我々にとってのコンクールは、順位は一つのモチベーションではあれども、最大の目的は、参加することにより自分の演奏を高めようとする、そのモチベーションの維持だと思います。そして、時に仲間同士で自分の成果を披露する、自分の人生に彩りを添えるものとして音楽はあると思っています。

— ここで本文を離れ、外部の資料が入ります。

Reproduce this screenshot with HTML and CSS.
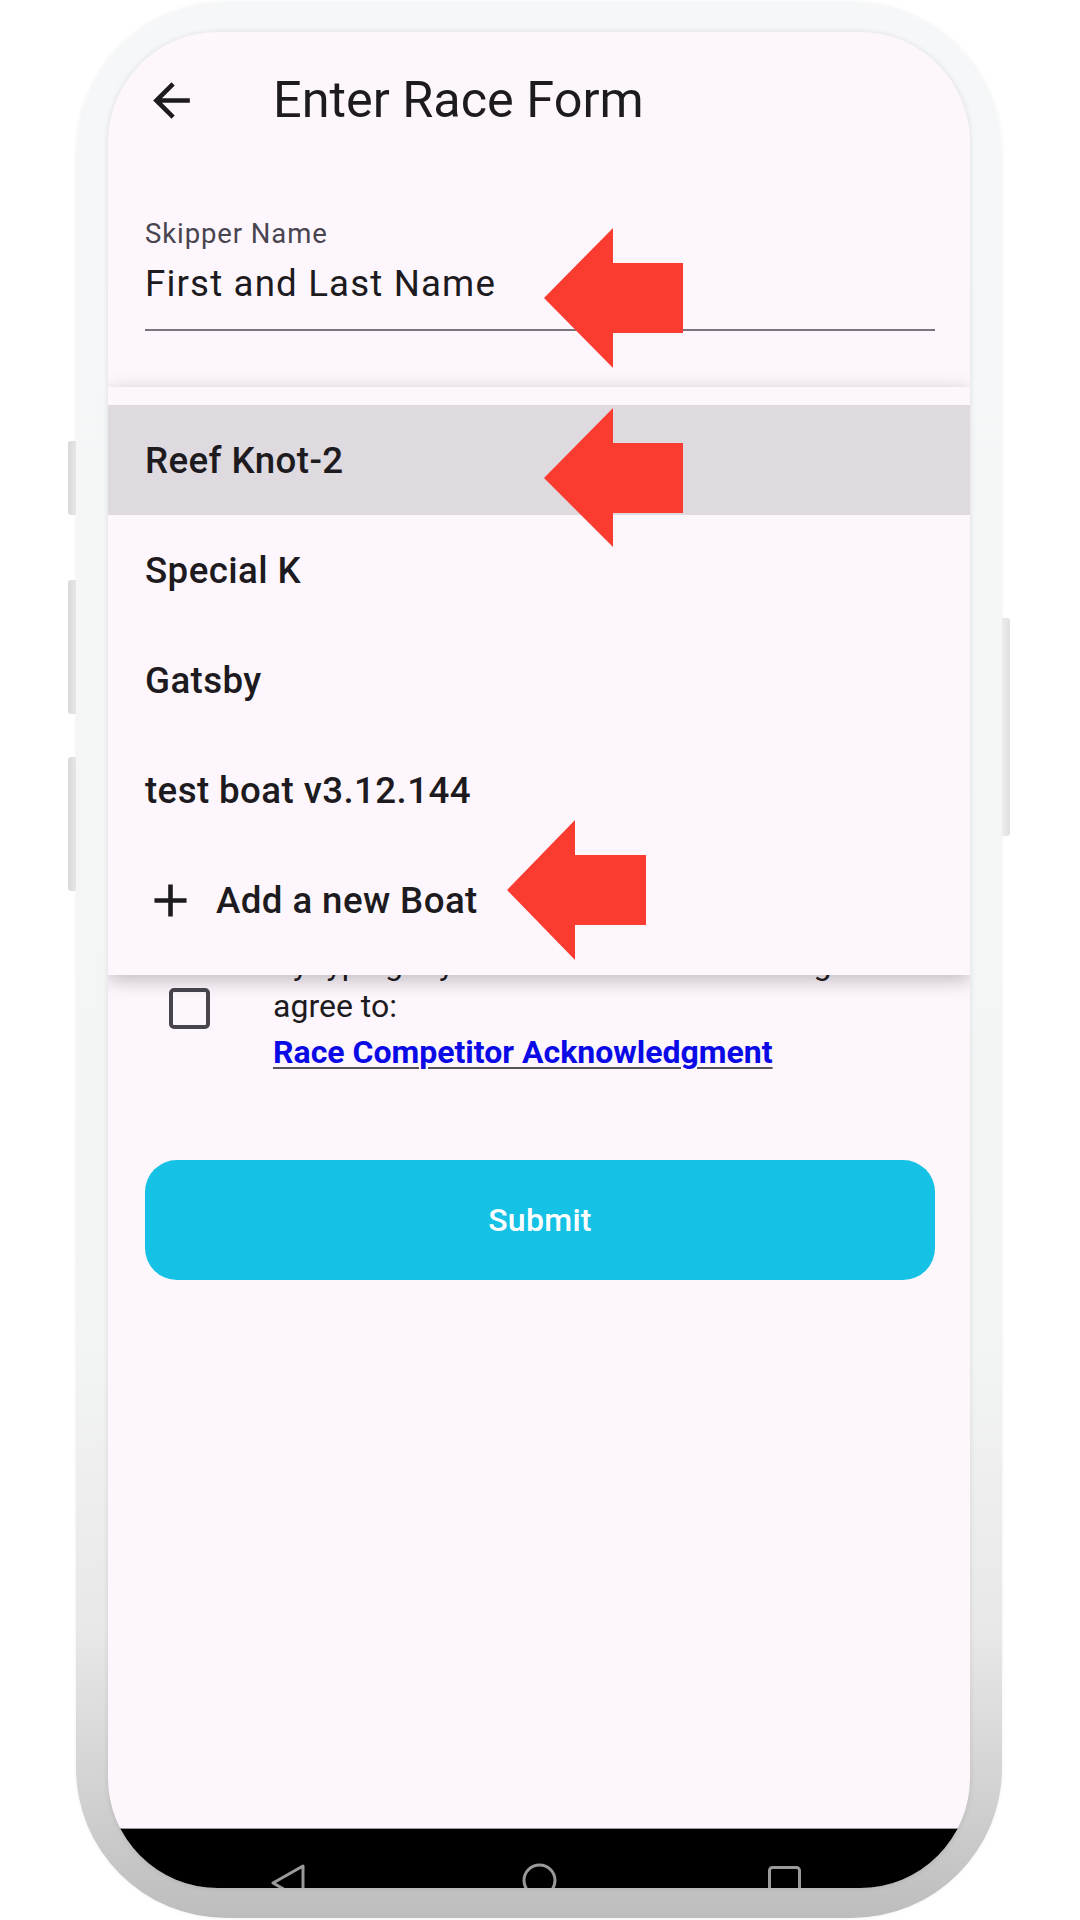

ゆくゆくは、アンサンブルにも挑戦したいし、移動の自由が得られるようになったら海外のコンクールにも挑戦したいと考えています。そういう意味で、趣味の部分では60歳を超えてからが私の本当の勝負だと思っています。

(2024/11/5 東音ホールにて)

Q.お気に入りの曲は何でしょうか
ショパンのバラード第4番、ベートーヴェンピアノソナタ第32番、ブラームスの後期作品群
とても難しい質問です。ベートーヴェンピアノソナタ第32番、ブラームスの後期作品群、ショパンのバラード第4番です。どれも、50歳を超えたら向き合おうと思っていた作品で、まずはブラームスから手をつけ始めています。
◆ プロフィール

1971年兵庫県生まれ。東京大学法学部卒業後、1995年に国家公務員として警察庁に入庁。これまで警察庁のほか、北海道から九州までの各地の都道府県警察で勤務。その間、捜査第二課長、機動隊長、警察学校長、警備部長などの職に就き、最近では愛媛県警察本部長、警察庁警備第一課長、同国際捜査管理官を歴任、2024年春から大阪府警察副本部長兼万博対策本部長。2019年第43回ピティナ・ピアノコンペティションB2カテゴリー全国大会第2位。第1回及び第4回ピティナ・ピアノ曲事典オーディションで最高賞の「公式採用」。第22回ショパン国際ピアノコンクールin Asia ショパニストB部門アジア大会金賞及びソリスト賞。第33回日本クラシック音楽コンクールピアノ部門一般男子の部全国第3位(1位2位なしの最高位)。第11回あおによし音楽コンクールピアノ一般最上級部門第1位及び一般ステージ総合グランプリ。 第1回International Competition for Pianists Online 2021第2位(ポーランド)。Carles and Sofia International Piano Competition 2021金賞(スペイン)。その他多数入賞。これまでに尾見林太郎、池田慈、クラウディオ・ソアレスの各氏に師事。